_GIVEN INSTRUCTION:_
Where the string "React" occurs in the material below, report the whole line.

_GIVEN MATERIAL:_
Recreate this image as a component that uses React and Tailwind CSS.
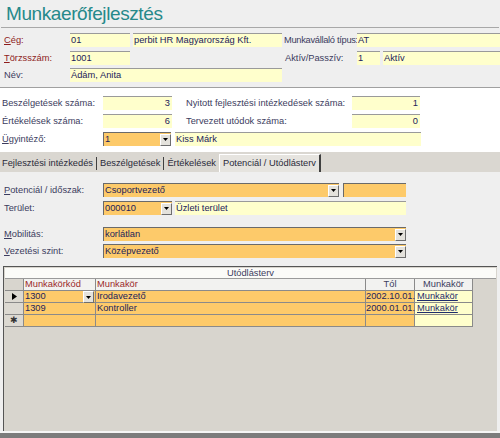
import React from 'react';

const FONT = { fontFamily: '"Liberation Sans", Arial, sans-serif' };

function Label({ w, children, red, ul, tight }) {
  const first = children[0];
  const rest = children.slice(1);
  return (
    <div className={`${w} shrink-0 h-[14px] leading-[14px] text-[9.3px] whitespace-nowrap ${tight ? 'tracking-[-0.3px]' : ''} ${red ? 'text-[#8e1c1c]' : 'text-[#3c3c5e]'}`}>
      {ul ? <span className="underline">{first}</span> : first}
      {rest}
    </div>
  );
}

function Field({ w, bg = 'bg-[#ffffcc]', right, children }) {
  return (
    <div
      className={`${w} ${bg} shrink-0 h-[14px] leading-[13px] text-[9.3px] text-[#22225a] border-t border-[#9a9a9a] px-[1px] whitespace-nowrap overflow-hidden ${right ? 'text-right pr-[2px]' : ''}`}
    >
      {children}
    </div>
  );
}

function DropBtn() {
  return (
    <div className="w-[11px] h-[12px] shrink-0 bg-[#e4e2dc] border border-t-[#ffffff] border-l-[#ffffff] border-r-[#6e6e6e] border-b-[#6e6e6e] flex items-center justify-center">
      <svg width="5" height="3" viewBox="0 0 5 3">
        <path d="M0 0 L5 0 L2.5 3 Z" fill="#000" />
      </svg>
    </div>
  );
}

function Combo({ w, children }) {
  return (
    <div className={`${w} shrink-0 h-[14px] bg-[#fdca6a] border-t border-l border-[#6a6a6a] flex items-center justify-between text-[9.3px] text-[#22225a] whitespace-nowrap overflow-hidden`}>
      <span className="pl-[1px] leading-[13px]">{children}</span>
      <DropBtn />
    </div>
  );
}

const GRID_ROWS = [
  { code: '1300', name: 'Irodavezető', date: '2002.10.01.', current: true },
  { code: '1309', name: 'Kontroller', date: '2000.01.01.' },
];

export default function App() {
  return (
    <div className="w-[500px] h-[438px] overflow-hidden bg-[#efefef] flex flex-col" style={FONT}>
      {/* title */}
      <div className="h-[28px] shrink-0 border-b border-[#a8a8a8] mx-[1px] flex items-center pl-[5px]">
        <span className="text-[19px] leading-[22px] tracking-[-0.4px] text-[#26898a]">Munkaerőfejlesztés</span>
      </div>

      {/* header section */}
      <div className="h-[60px] shrink-0 border-b border-[#a0a0a0] pt-[5px] flex flex-col gap-[3px]">
        <div className="flex pl-[4px]">
          <Label w="w-[66px]" red ul>Cég:</Label>
          <Field w="w-[60px]">01</Field>
          <div className="w-[3px]" />
          <Field w="w-[149px]">perbit HR Magyarország Kft.</Field>
          <div className="w-[2px]" />
          <Label w="w-[73px]" tight>Munkavállaló típus:</Label>
          <Field w="w-[143px]">AT</Field>
        </div>
        <div className="flex pl-[4px] mt-[1px]">
          <Label w="w-[66px]" red ul>Törzsszám:</Label>
          <Field w="w-[60px]">1001</Field>
          <div className="w-[155px]" />
          <Label w="w-[72px]">Aktív/Passzív:</Label>
          <Field w="w-[23px]">1</Field>
          <div className="w-[3px]" />
          <Field w="w-[117px]">Aktív</Field>
        </div>
        <div className="flex pl-[4px]">
          <Label w="w-[66px]">Név:</Label>
          <Field w="w-[212px]">Ádám, Anita</Field>
        </div>
      </div>

      {/* counts section */}
      <div className="h-[64px] shrink-0 bg-[#ffffff] pt-[8px] flex flex-col gap-[4px]">
        <div className="flex pl-[2px]">
          <Label w="w-[101px]">Beszélgetések száma:</Label>
          <Field w="w-[69px]" right>3</Field>
          <div className="w-[14px]" />
          <Label w="w-[166px]">Nyitott fejlesztési intézkedések száma:</Label>
          <Field w="w-[68px]" right>1</Field>
        </div>
        <div className="flex pl-[2px]">
          <Label w="w-[101px]">Értékelések száma:</Label>
          <Field w="w-[69px]" right>6</Field>
          <div className="w-[14px]" />
          <Label w="w-[166px]">Tervezett utódok száma:</Label>
          <Field w="w-[68px]" right>0</Field>
        </div>
        <div className="flex pl-[2px]">
          <Label w="w-[101px]" ul>Ügyintéző:</Label>
          <Combo w="w-[68px]">1</Combo>
          <div className="w-[4px]" />
          <Field w="w-[246px]">Kiss Márk</Field>
        </div>
      </div>

      {/* tabs */}
      <div className="h-[20px] shrink-0 bg-[#dad7d1] flex items-end pl-[2px] text-[9.3px] text-[#2a2a3a]">
        <div className="h-[17px] leading-[16px] pr-[3px]">Fejlesztési intézkedés</div>
        <div className="w-[1px] h-[13px] mb-[2px] bg-[#404040]" />
        <div className="h-[17px] leading-[16px] px-[3px]">Beszélgetések</div>
        <div className="w-[1px] h-[13px] mb-[2px] bg-[#404040]" />
        <div className="h-[17px] leading-[16px] px-[3px]">Értékelések</div>
        <div className="h-[18px] leading-[16px] px-[3px] bg-[#e6e4df] border border-t-[#ffffff] border-l-[#ffffff] border-r-[#404040] border-b-0 border-r-2">
          Potenciál / Utódlásterv
        </div>
      </div>

      {/* tab page */}
      <div className="flex-1 flex flex-col pt-[11px]">
        <div className="flex pl-[4px]">
          <Label w="w-[99px]" ul>Potenciál / időszak:</Label>
          <Combo w="w-[236px]">Csoportvezető</Combo>
          <div className="w-[4px]" />
          <div className="w-[63px] h-[14px] bg-[#fdca6a] border-t border-l border-[#6a6a6a]" />
        </div>
        <div className="flex pl-[4px] mt-[4px]">
          <Label w="w-[99px]">Terület:</Label>
          <Combo w="w-[69px]">000010</Combo>
          <div className="w-[3px]" />
          <Field w="w-[231px]">Üzleti terület</Field>
        </div>
        <div className="flex pl-[4px] mt-[12px]">
          <Label w="w-[99px]" ul>Mobilitás:</Label>
          <Combo w="w-[303px]">korlátlan</Combo>
        </div>
        <div className="flex pl-[4px] mt-[3px]">
          <Label w="w-[99px]" ul>Vezetési szint:</Label>
          <Combo w="w-[303px]">Középvezető</Combo>
        </div>

        {/* subform */}
        <div className="mt-[8px] ml-[3px] mr-[3px] h-[165px] shrink-0 border-l border-t border-[#555555] bg-[#d8d5ce] flex flex-col">
          <div className="h-[11px] mx-[1px] mt-[1px] bg-[#fbfbf8] border-b border-[#9a9a9a] text-center text-[9.3px] leading-[11px] text-[#3c3c5e]">
            Utódlásterv
          </div>
          <div className="flex text-[9.3px] h-[12px] leading-[11px]">
            <div className="w-[19px] ml-[1px] bg-[#d8d5ce] border-r border-b border-[#8a8a8a]" />
            <div className="w-[72px] bg-[#f2f2f0] border-r border-b border-[#8a8a8a] text-[#9a2a2a] pl-[1px]">Munkakörkód</div>
            <div className="w-[270px] bg-[#f2f2f0] border-r border-b border-[#8a8a8a] text-[#9a2a2a] pl-[1px]">Munkakör</div>
            <div className="w-[49px] bg-[#f2f2f0] border-r border-b border-[#8a8a8a] text-[#3c3c5e] text-center">Tól</div>
            <div className="w-[58px] bg-[#f2f2f0] border-r border-b border-[#8a8a8a] text-[#3c3c5e] text-center">Munkakör</div>
          </div>
          {GRID_ROWS.map((r) => (
            <div key={r.code} className="flex text-[9.3px] h-[12px] leading-[11px] text-[#22225a]">
              <div className="w-[19px] ml-[1px] bg-[#dcd9d2] border-r border-b border-[#8a8a8a] flex items-center justify-center">
                {r.current && (
                  <svg width="5" height="7" viewBox="0 0 5 7">
                    <path d="M0 0 L5 3.5 L0 7 Z" fill="#000" />
                  </svg>
                )}
              </div>
              <div className="w-[72px] bg-[#fdca6a] border-r border-b border-[#8a8a8a] pl-[1px] flex justify-between">
                <span>{r.code}</span>
                {r.current && <div className="mr-[1px]"><DropBtn /></div>}
              </div>
              <div className="w-[270px] bg-[#fdca6a] border-r border-b border-[#8a8a8a] pl-[1px]">{r.name}</div>
              <div className="w-[49px] bg-[#fdca6a] border-r border-b border-[#8a8a8a] text-right pr-[1px]">{r.date}</div>
              <div className="w-[58px] bg-[#ffffcc] border-r border-b border-[#8a8a8a] pl-[2px] underline text-[#1e2c6c]">Munkakör</div>
            </div>
          ))}
          <div className="flex text-[9.3px] h-[12px] leading-[11px]">
            <div className="w-[19px] ml-[1px] bg-[#dcd9d2] border-r border-b border-[#8a8a8a] flex items-center justify-center text-[9px] text-[#333]">✱</div>
            <div className="w-[72px] bg-[#fdca6a] border-r border-b border-[#8a8a8a]" />
            <div className="w-[270px] bg-[#fdca6a] border-r border-b border-[#8a8a8a]" />
            <div className="w-[49px] bg-[#fdca6a] border-r border-b border-[#8a8a8a]" />
            <div className="w-[58px] bg-[#ffffcc] border-r border-b border-[#8a8a8a]" />
          </div>
        </div>
        <div className="h-[2px] shrink-0 bg-[#f6f6f6]" />
        <div className="flex-1 bg-[#7c7c7c]" />
      </div>
    </div>
  );
}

_OUTPUT BELOW:_
Recreate this image as a component that uses React and Tailwind CSS.
import React from 'react';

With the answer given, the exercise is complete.